Los avances en medicina son relativamente recientes. En lo que respecta a nuestra sangre, no fue hasta comienzos del siglo XX cuando el doctor Karl Landsteiner clasificó los grupos sanguíneos, momento en el que aprendimos que las transfusiones de sangre entre grupos incompatibles podían llegar a provocar una reacción inmunológica que en su máxima fatalidad podría llevarte directo al otro barrio.

Antes de eso, las sangrías, las transfusiones fallidas con desenlace fatal y las ocurrencias bárbaras de algunos médicos estaban al orden del día. Según lo que nos cuenta nuestro pasado, la primera transferencia de la historia se realizó el mismo año que Colón descubrió América. Según describe en un manuscrito de la época el historiador Stefano Infessura, un médico empleó la sangre de tres niños de diez años con el fin de salvar al Papa Inocencio VIII de un coma. ¿El problema? La vía de administración de la sangre. En lugar de inyectársela en vena se la hicieron beber ¿resultado? Un Papá y tres niños muertos.

Pero hasta aquí, la lógica parecía reinar y no iban tan mal encaminados con la idea. Está claro que a todos nos parece de locos que alguien intentará hacer una transfusión sanguínea por vía oral, pero os recuerdo que cinco siglos después hay gente que sigue pensando que la Tierra es hueca o plana.

No sería hasta el siglo XVII cuando los médicos empezaron a experimentar más en serio con nuestro viscoso líquido rojo. En 1613, el británico William Harvey describió por primera vez la circulación y las propiedades de la sangre y claro, la comunidad científica estaba deseando pasar de la teoría a la práctica. Pero no empezaron la aventura realizándolas de humano a humano, sino de animal a humano. El primer caso documentado fue el de un tipo que padecía una «locura inofensiva». El médico Richard Lower creía que se podía calmar el carácter del paciente inyectándole sangre de… oveja. Los resultados debieron ser algo traumáticos, ya que el sujeto se negó a que Lower le volviese a poner la mano encima.

Los franceses, que ni mucho menos iban a quedar por detrás de los ingleses, también comenzaron a experimentar. El pionero fue el doctor Jean-Baptiste Denys, que ha pasado a la historia por ser el primer médico en hacer una transfusión con éxito. Un título que no merece, ya que si esta tuvo éxito fue porque inyectó tan poca sangre que era imposible que causara una reacción.

Pero antes de ser laureado injustamente, el médico francés hizo sus pinitos con transfusiones animal-humano.

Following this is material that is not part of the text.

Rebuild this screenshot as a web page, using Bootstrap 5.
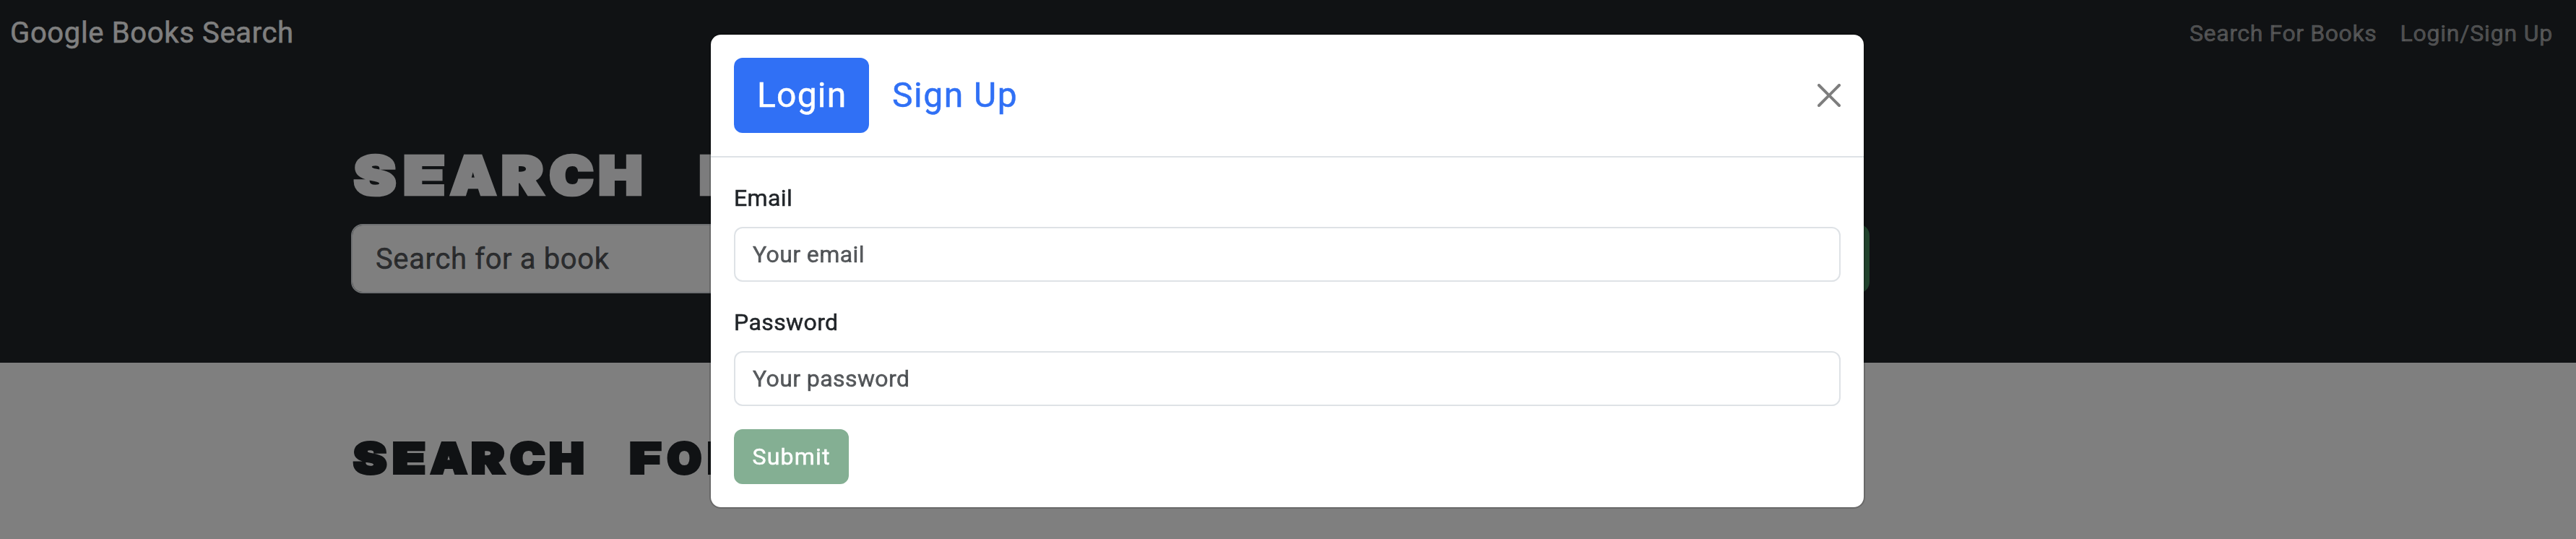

Valiéndose de plumas de pájaros y usando una oveja como donante, realizó una transfusión sanguínea a un adolescente de quince años. Misteriosamente, sobrevivió (con toda probabilidad porque la cantidad de sangre inyectada había sido mínima). Confiado, usó el mismo método con un trabajador y después con un tercero. Este último murió tras la segunda sangría.

¿Qué aprendió Denys de la experiencia? Que el problema pudo ser la oveja, así que la cambió por una vaca (bueno, concretamente un ternero). Consiguió un ‘conejillo de indias humano’ con una enfermedad mental y volvió a realizar el experimento. La primera transfusión salió bien. En la segunda, el paciente presentó cólicos y vómitos. A la tercera, le mató. Con respecto a esta muerte hay algo de polémica, ya que después descubrieron que la mujer estaba ‘ayudando a la causa’ envenenándole poco a poco con arsénico.

Pero los resultados de esta técnica fueron tan desastrosos que el gobierno francés decidió prohibir las transfusiones en 1670. La limitación duró hasta 1818, momento en que el que el obstetra británico James Blundell se convirtió en el primer médico en hacer una transfusión de sangre tal y como la conocemos hoy (o casi).